No less remarkable, by contrast, is the way the winter all but, but not quite, dissolves as the vocal line finally shifts into focus - with the last verse descent ('Slowly pass') by now spanning a full octave, the hesitant resolution onto E, and the concluding chord a bare open fifth.

Despite the plethora of accidentals, intense (though not cloying) chromaticism and density of the piano part, 'Last Hours' stays remarkably on course. The accompaniment is actually more transparent than it looks. Here, as elsewhere (compare, par excellence, 'Black Stitchel'; Songs 1, p.8), it is the third stanza ('Only a gray sky') [16] that bears the brunt of the characteristic tendency of Gurney in his songs to 'variation', or 'development'.

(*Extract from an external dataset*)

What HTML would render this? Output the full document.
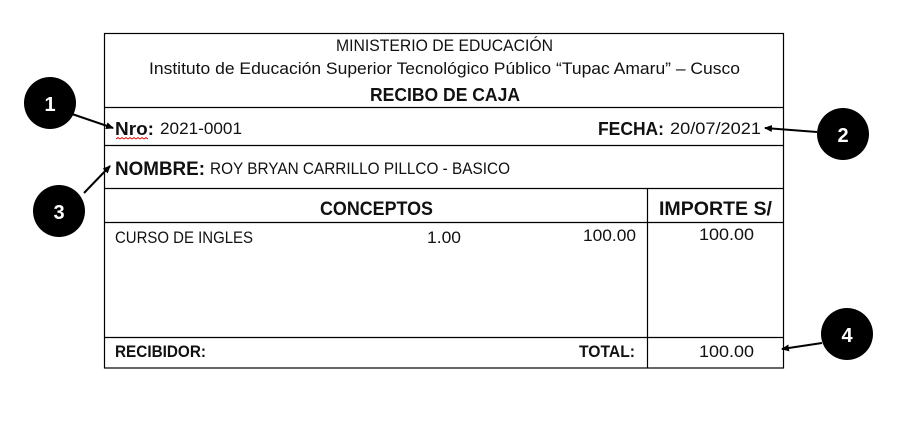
<!DOCTYPE html>
<html><head><meta charset="utf-8"><style>
html,body{margin:0;padding:0;background:#fff;width:905px;height:425px;overflow:hidden}
svg{display:block}
text{font-family:"Liberation Sans",sans-serif;fill:#111}
.b{font-weight:bold}
</style></head><body>
<svg width="905" height="425" viewBox="0 0 905 425" xmlns="http://www.w3.org/2000/svg">
<defs><marker id="ah" markerWidth="8" markerHeight="8" refX="7" refY="4" orient="auto" markerUnits="userSpaceOnUse"><path d="M0,0.5 L8,4 L0,7.5 Z" fill="#000"/></marker></defs>
<g stroke="#000" stroke-width="1.2" fill="none">
<rect x="104.5" y="33.5" width="679" height="334.5"/>
<line x1="104" y1="107.5" x2="784" y2="107.5"/>
<line x1="104" y1="145.5" x2="784" y2="145.5"/>
<line x1="104" y1="188.5" x2="784" y2="188.5"/>
<line x1="104" y1="222.5" x2="784" y2="222.5"/>
<line x1="104" y1="337.5" x2="784" y2="337.5"/>
<line x1="647.5" y1="188" x2="647.5" y2="368"/>
</g>
<text x="336" y="51" font-size="16.5" textLength="217" lengthAdjust="spacingAndGlyphs">MINISTERIO DE EDUCACIÓN</text>
<text x="149" y="74" font-size="16.5" textLength="591" lengthAdjust="spacingAndGlyphs">Instituto de Educación Superior Tecnológico Público “Tupac Amaru” – Cusco</text>
<text class="b" x="370" y="101" font-size="18" textLength="150" lengthAdjust="spacingAndGlyphs">RECIBO DE CAJA</text>
<text class="b" x="115" y="135" font-size="18" textLength="39" lengthAdjust="spacingAndGlyphs">Nro:</text>
<path d="M116,139 l2,-1.5 2,1.5 2,-1.5 2,1.5 2,-1.5 2,1.5 2,-1.5 2,1.5 2,-1.5 2,1.5 2,-1.5 2,1.5 2,-1.5 2,1.5 2,-1.5 2,1.5" stroke="#c00" stroke-width="0.8" fill="none"/>
<text x="160" y="134" font-size="16.5" textLength="82" lengthAdjust="spacingAndGlyphs">2021-0001</text>
<text class="b" x="598" y="135" font-size="18" textLength="66" lengthAdjust="spacingAndGlyphs">FECHA:</text>
<text x="670" y="134" font-size="16.5" textLength="91" lengthAdjust="spacingAndGlyphs">20/07/2021</text>
<text class="b" x="115" y="175" font-size="19" textLength="90" lengthAdjust="spacingAndGlyphs">NOMBRE:</text>
<text x="210" y="174" font-size="16.5" textLength="300" lengthAdjust="spacingAndGlyphs">ROY BRYAN CARRILLO PILLCO - BASICO</text>
<text class="b" x="320" y="215" font-size="19" textLength="113" lengthAdjust="spacingAndGlyphs">CONCEPTOS</text>
<text class="b" x="659" y="215" font-size="19" textLength="113" lengthAdjust="spacingAndGlyphs">IMPORTE S/</text>
<text x="115" y="243" font-size="16.5" textLength="138" lengthAdjust="spacingAndGlyphs">CURSO DE INGLES</text>
<text x="427" y="243" font-size="16.5" textLength="34" lengthAdjust="spacingAndGlyphs">1.00</text>
<text x="583" y="241" font-size="16.5" textLength="53" lengthAdjust="spacingAndGlyphs">100.00</text>
<text x="699" y="240" font-size="16.5" textLength="55" lengthAdjust="spacingAndGlyphs">100.00</text>
<text class="b" x="115" y="357" font-size="16.5" textLength="91" lengthAdjust="spacingAndGlyphs">RECIBIDOR:</text>
<text class="b" x="579" y="357" font-size="16.5" textLength="56" lengthAdjust="spacingAndGlyphs">TOTAL:</text>
<text x="699" y="357" font-size="16.5" textLength="55" lengthAdjust="spacingAndGlyphs">100.00</text>
<g stroke="#000" stroke-width="2" fill="none" marker-end="url(#ah)">
<line x1="72" y1="114" x2="113" y2="128"/>
<line x1="817" y1="132" x2="765" y2="128"/>
<line x1="84" y1="193" x2="110" y2="166"/>
<line x1="822" y1="343" x2="782" y2="349"/>
</g>
<circle cx="50" cy="103" r="26" fill="#000"/>
<circle cx="843" cy="134" r="26" fill="#000"/>
<circle cx="59" cy="211" r="26" fill="#000"/>
<circle cx="847" cy="334" r="26" fill="#000"/>
<g font-size="20" text-anchor="middle">
<text x="50" y="111" style="fill:#fff;font-weight:bold">1</text>
<text x="843" y="142" style="fill:#fff;font-weight:bold">2</text>
<text x="59" y="219" style="fill:#fff;font-weight:bold">3</text>
<text x="847" y="342" style="fill:#fff;font-weight:bold">4</text>
</g>
</svg>
</body></html>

Elsewhere, when only three verses are available to him ('The Singer', 'Cathleen ni Houlihan') this characteristic feature (almost a fixation) of Gurney's writing tends to latch onto the middle verse. Not always satisfactorily: as mentioned above, it can seem like a curious essay in, or echo of, Beethoven sonata-type development, and in some songs becomes intrusive, overdone, or even ultimately addled and confused. Yet it is rarely arbitrary, but more often - however successful or not - crucial to Gurney's attempt at a structure and fundamental to his concept of the overall song, and attempt at detailed word-setting.